We can hardly be wrong, then, in thinking that this valuable fragment of Mercian law in using the word sceatt referred back to ancient custom before the sceatt had been superseded by the penny, and therefore must be good evidence that the silver coins called sceatts in Mercia were similar to those called scætts in Kent. In other words the Kentish scætt, notwithstanding the slight difference in spelling, was almost certainly the silver sceatt of 28·8 wheat-grains, i.e. twenty to the Roman ounce.

It is quite true that the word sceatt was used in the laws in two senses, sometimes for ‘money’ or ‘property,’ and sometimes for the coin.[283] But so also was the scætt of the Kentish laws.[284] And it may not always be easy to ascertain with certainty which meaning is the right one.

But the Kentish and Mercian laws were not alone in using the word for the silver coin. The phrase ‘sceatts and scillings’ was elsewhere used to denote the typical smaller and larger monetary unit, or perhaps we ought to say the silver and the gold unit.
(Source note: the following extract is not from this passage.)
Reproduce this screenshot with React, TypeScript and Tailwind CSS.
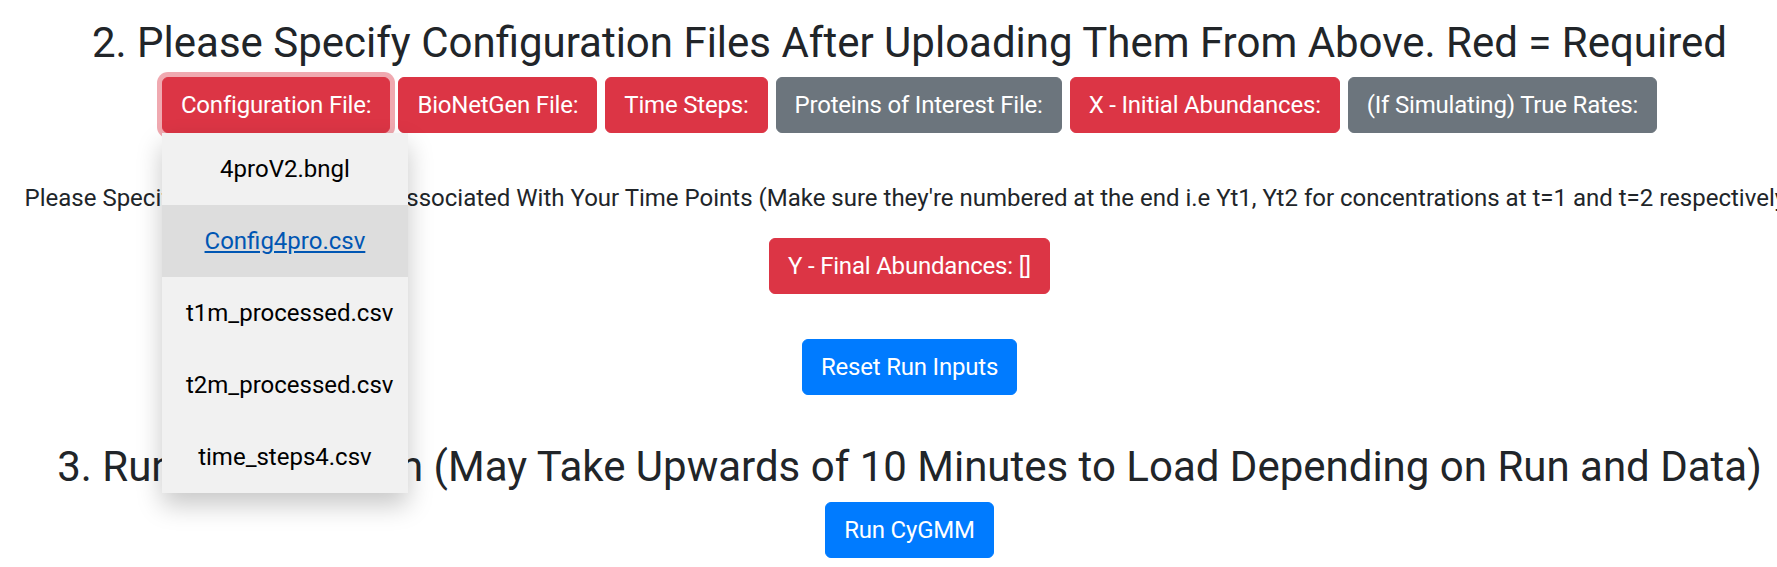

In the tenth-century translation of the New Testament the word denarius is translated by ‘pæning;’ for long before this the penny of 32 wheat-grains had superseded the old coinage of the ‘Sceatt series.’ But in the translation of Ulphilas the word ‘skatt’ is used for the silver denarius.[285]

At the same time it is important to observe that the word scilling was the Gothic word applied to the gold solidus in legal documents of the sixth century during Gothic rule in Italy.
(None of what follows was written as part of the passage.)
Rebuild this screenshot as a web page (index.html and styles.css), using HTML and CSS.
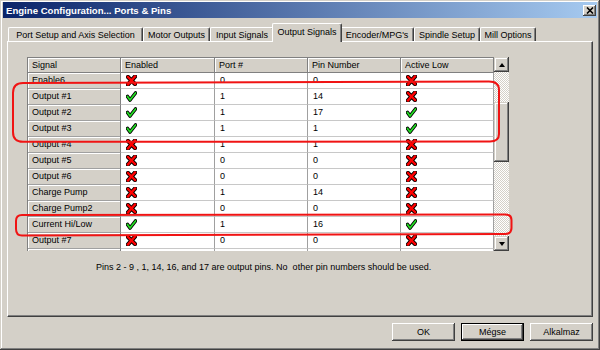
FILE: index.html
```html
<!DOCTYPE html>
<html lang="en">
<head>
    <meta charset="UTF-8">
    <title>Engine Configuration... Ports &amp; Pins</title>
    <link rel="stylesheet" href="styles.css">
</head>
<body>
    <!-- shared icons for the grid cells -->
    <svg class="defs" width="0" height="0">
        <defs>
            <symbol id="icon-no" viewBox="0 0 11 11">
                <path d="M2 2 L9 9 M9 1.5 L2 9.5" stroke="#000" stroke-width="4.2" stroke-linecap="square" fill="none"/>
                <path d="M2 2 L9 9 M9 1.5 L2 9.5" stroke="#f00" stroke-width="2.4" stroke-linecap="square" fill="none"/>
            </symbol>
            <symbol id="icon-yes" viewBox="0 0 11 11">
                <path d="M1.5 5.5 L4 9 L9.5 2" stroke="#000" stroke-width="3.6" stroke-linecap="round" stroke-linejoin="round" fill="none"/>
                <path d="M1.5 5.5 L4 9 L9.5 2" stroke="#22dd22" stroke-width="1.8" stroke-linecap="round" stroke-linejoin="round" fill="none"/>
            </symbol>
        </defs>
    </svg>

    <div class="window">
        <div class="titlebar">
            <span class="title">Engine Configuration... Ports &amp; Pins</span>
            <span class="close-btn">
                <svg width="8" height="7" viewBox="0 0 8 7"><path d="M1 0.5 L7 6.5 M7 0.5 L1 6.5" stroke="#000" stroke-width="1.6"/></svg>
            </span>
        </div>

        <div class="tabs">
            <div class="tab tab-port">Port Setup and Axis Selection</div>
            <div class="tab tab-motor">Motor Outputs</div>
            <div class="tab tab-input">Input Signals</div>
            <div class="tab tab-output active">Output Signals</div>
            <div class="tab tab-encoder">Encoder/MPG's</div>
            <div class="tab tab-spindle">Spindle Setup</div>
            <div class="tab tab-mill">Mill Options</div>
        </div>

        <div class="panel">
            <div class="grid">
                <div class="grid-view">
                    <table class="signals">
                        <colgroup>
                            <col class="col-signal">
                            <col class="col-enabled">
                            <col class="col-port">
                            <col class="col-pin">
                            <col class="col-low">
                        </colgroup>
                        <thead>
                            <tr><th>Signal</th><th>Enabled</th><th>Port #</th><th>Pin Number</th><th>Active Low</th></tr>
                        </thead>
                        <tbody>
                            <tr><td class="sig">Enable6</td><td><svg class="icon"><use href="#icon-no"/></svg></td><td>0</td><td>0</td><td><svg class="icon"><use href="#icon-no"/></svg></td></tr>
                            <tr><td class="sig">Output #1</td><td><svg class="icon"><use href="#icon-yes"/></svg></td><td>1</td><td>14</td><td><svg class="icon"><use href="#icon-no"/></svg></td></tr>
                            <tr><td class="sig">Output #2</td><td><svg class="icon"><use href="#icon-yes"/></svg></td><td>1</td><td>17</td><td><svg class="icon"><use href="#icon-yes"/></svg></td></tr>
                            <tr><td class="sig">Output #3</td><td><svg class="icon"><use href="#icon-yes"/></svg></td><td>1</td><td>1</td><td><svg class="icon"><use href="#icon-yes"/></svg></td></tr>
                            <tr><td class="sig">Output #4</td><td><svg class="icon"><use href="#icon-no"/></svg></td><td>1</td><td>1</td><td><svg class="icon"><use href="#icon-no"/></svg></td></tr>
                            <tr><td class="sig">Output #5</td><td><svg class="icon"><use href="#icon-no"/></svg></td><td>0</td><td>0</td><td><svg class="icon"><use href="#icon-no"/></svg></td></tr>
                            <tr><td class="sig">Output #6</td><td><svg class="icon"><use href="#icon-no"/></svg></td><td>0</td><td>0</td><td><svg class="icon"><use href="#icon-no"/></svg></td></tr>
                            <tr><td class="sig">Charge Pump</td><td><svg class="icon"><use href="#icon-no"/></svg></td><td>1</td><td>14</td><td><svg class="icon"><use href="#icon-no"/></svg></td></tr>
                            <tr><td class="sig">Charge Pump2</td><td><svg class="icon"><use href="#icon-no"/></svg></td><td>0</td><td>0</td><td><svg class="icon"><use href="#icon-no"/></svg></td></tr>
                            <tr><td class="sig">Current Hi/Low</td><td><svg class="icon"><use href="#icon-yes"/></svg></td><td>1</td><td>16</td><td><svg class="icon"><use href="#icon-yes"/></svg></td></tr>
                            <tr><td class="sig">Output #7</td><td><svg class="icon"><use href="#icon-no"/></svg></td><td>0</td><td>0</td><td><svg class="icon"><use href="#icon-no"/></svg></td></tr>
                            <!-- only the top edge of the next row shows -->
                            <tr><td class="sig"></td><td><svg class="icon"><use href="#icon-no"/></svg></td><td></td><td></td><td><svg class="icon"><use href="#icon-no"/></svg></td></tr>
                        </tbody>
                    </table>
                </div>
                <div class="scrollbar">
                    <div class="sb-btn"><span class="arrow-up"></span></div>
                    <div class="sb-track"><div class="sb-thumb"></div></div>
                    <div class="sb-btn"><span class="arrow-down"></span></div>
                </div>
            </div>
            <p class="note">Pins 2 - 9 , 1, 14, 16, and 17 are output pins. No &nbsp;other pin numbers should be used.</p>
        </div>

        <div class="buttons">
            <button class="btn">OK</button>
            <button class="btn btn-default">Mégse</button>
            <button class="btn">Alkalmaz</button>
        </div>

        <!-- red hand-drawn highlights over the grid -->
        <svg class="marks" width="600" height="350" viewBox="0 0 600 350">
            <path d="M23 83 L489 81.5 Q499 81.5 499 90 L499 134 Q499 141.5 490 141.5 L23 141.8 Q13 141.8 13 132 L13 93 Q13 83 23 83 Z" fill="none" stroke="#f01414" stroke-width="2"/>
            <path d="M22 215 L505 214.5 Q511.5 214.5 511.5 220 L511.5 228 Q511.5 234 505 234 L22 235.5 Q16 235.5 16 229 L16 221 Q16 215 22 215 Z" fill="none" stroke="#f01414" stroke-width="2"/>
        </svg>
    </div>
</body>
</html>
```

FILE: styles.css
```css
body {
    margin: 0;
    background-color: #d4d0c8;
    font-family: 'Liberation Sans', Arial, sans-serif;
    font-size: 9px;
    color: #000;
}
.defs {
    position: absolute;
}
.window {
    position: relative;
    width: 600px;
    height: 350px;
    box-sizing: border-box;
    padding: 2px 3px 3px;
    background-color: #d4d0c8;
    box-shadow: inset -1px -1px #404040, inset 1px 1px #d4d0c8, inset -2px -2px #808080, inset 2px 2px #fff;
    overflow: hidden;
}
.titlebar {
    height: 16px;
    display: flex;
    align-items: center;
    justify-content: space-between;
    padding: 0 1px 0 3px;
    background: linear-gradient(to right, #0a246a, #a6caf0);
    color: #fff;
    font-weight: bold;
    font-size: 9.6px;
}
.close-btn {
    width: 13px;
    height: 11px;
    display: flex;
    align-items: center;
    justify-content: center;
    background-color: #d4d0c8;
    box-shadow: inset -1px -1px #404040, inset 1px 1px #fff, inset -2px -2px #808080;
}

/* tab strip */
.tabs {
    height: 23px;
    display: flex;
    align-items: flex-end;
    padding-left: 5px;
}
.tab {
    box-sizing: border-box;
    height: 14px;
    display: flex;
    align-items: center;
    justify-content: center;
    white-space: nowrap;
    border-top: 1px solid #fff;
    border-left: 1px solid #fff;
    border-right: 1px solid #404040;
    border-radius: 2px 2px 0 0;
    box-shadow: inset -1px 0 #808080;
}
.tab.active {
    position: relative;
    z-index: 1;
    height: 19px;
    margin: 0 -2px -1px;
    padding-bottom: 2px;
    background-color: #d4d0c8;
}
.tab-port { width: 135px; }
.tab-motor { width: 67px; }
.tab-input { width: 64px; }
.tab-output { width: 70px; }
.tab-encoder { width: 74px; }
.tab-spindle { width: 66px; }
.tab-mill { width: 56px; }

.panel {
    box-sizing: border-box;
    height: 276px;
    margin: 0 4px;
    padding: 15px 0 0 19px;
    border-top: 1px solid #fff;
    border-left: 1px solid #fff;
    border-right: 1px solid #404040;
    border-bottom: 1px solid #404040;
    box-shadow: inset -1px -1px #808080;
}

/* signal grid */
.grid {
    display: flex;
    width: 482px;
    height: 194px;
}
.grid-view {
    width: 466px;
    overflow: hidden;
    border-top: 1px solid #808080;
    border-left: 1px solid #808080;
}
.signals {
    width: 466px;
    table-layout: fixed;
    border-collapse: separate;
    border-spacing: 0;
    font-size: 9px;
}
.col-signal { width: 93px; }
.col-enabled { width: 94px; }
.col-port { width: 93px; }
.col-pin { width: 93px; }
.col-low { width: 93px; }
.signals th {
    height: 14px;
    padding: 0 4px;
    line-height: 14px;
    text-align: left;
    font-weight: normal;
    background-color: #d4d0c8;
    border-right: 1px solid #808080;
    border-bottom: 1px solid #808080;
    box-shadow: inset 1px 1px #fff;
}
.signals tbody tr {
    height: 16px;
}
.signals td {
    padding: 0 4px 0 5px;
    line-height: 15px;
    white-space: nowrap;
    overflow: hidden;
    background-color: #fff;
    border-right: 1px solid #a0a0a0;
    border-bottom: 1px solid #c8c8c8;
}
.signals td.sig {
    padding-left: 4px;
    background-color: #d4d0c8;
    border-right: 1px solid #808080;
    border-bottom: 1px solid #a0a0a0;
    box-shadow: inset 1px 1px #fff;
}
.icon {
    display: block;
    width: 11px;
    height: 11px;
}

/* vertical scrollbar */
.scrollbar {
    width: 15px;
    display: flex;
    flex-direction: column;
}
.sb-btn {
    height: 15px;
    display: flex;
    align-items: center;
    justify-content: center;
    background-color: #d4d0c8;
    box-shadow: inset -1px -1px #404040, inset 1px 1px #d4d0c8, inset -2px -2px #808080, inset 2px 2px #fff;
}
.arrow-up {
    border-left: 3.5px solid transparent;
    border-right: 3.5px solid transparent;
    border-bottom: 4px solid #000;
}
.arrow-down {
    border-left: 3.5px solid transparent;
    border-right: 3.5px solid transparent;
    border-top: 4px solid #000;
}
.sb-track {
    flex: 1;
    background: repeating-conic-gradient(#fff 0 25%, #d4d0c8 0 50%) 0 0 / 2px 2px;
}
.sb-thumb {
    height: 60px;
    margin-top: 30px;
    background-color: #d4d0c8;
    box-shadow: inset -1px -1px #404040, inset 1px 1px #d4d0c8, inset -2px -2px #808080, inset 2px 2px #fff;
}

.note {
    margin: 10px 0 0 69px;
    line-height: 12px;
    white-space: pre;
}

/* dialog buttons */
.buttons {
    display: flex;
    justify-content: flex-end;
    gap: 6px;
    margin-top: 6px;
    padding-right: 4px;
}
.btn {
    width: 63px;
    height: 18px;
    padding: 0;
    border: none;
    font-family: inherit;
    font-size: 9px;
    color: #000;
    background-color: #d4d0c8;
    box-shadow: inset -1px -1px #404040, inset 1px 1px #fff, inset -2px -2px #808080;
}
.btn-default {
    box-shadow: inset 0 0 0 1px #000, inset -2px -2px #404040, inset 2px 2px #fff, inset -3px -3px #808080;
}

.marks {
    position: absolute;
    top: 0;
    left: 0;
    pointer-events: none;
}
```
According to the bilingual records in the archives of the Gothic church of St. Anastasia at Ravenna payments were made in so many ‘skilligans.’[286] So that probably silver skatts and certainly gold scillings were familiar to the Goths of Italy.

Sceatts and scillings.

Again, sceatts and scillings were evidently the two monetary units familiar to the mind of Cædmon or whoever was the author of the metrical translation of Genesis. In c. xiv. 23 Abraham is made to swear that he would take neither ‘sceat ne scilling’ from the King of Sodom.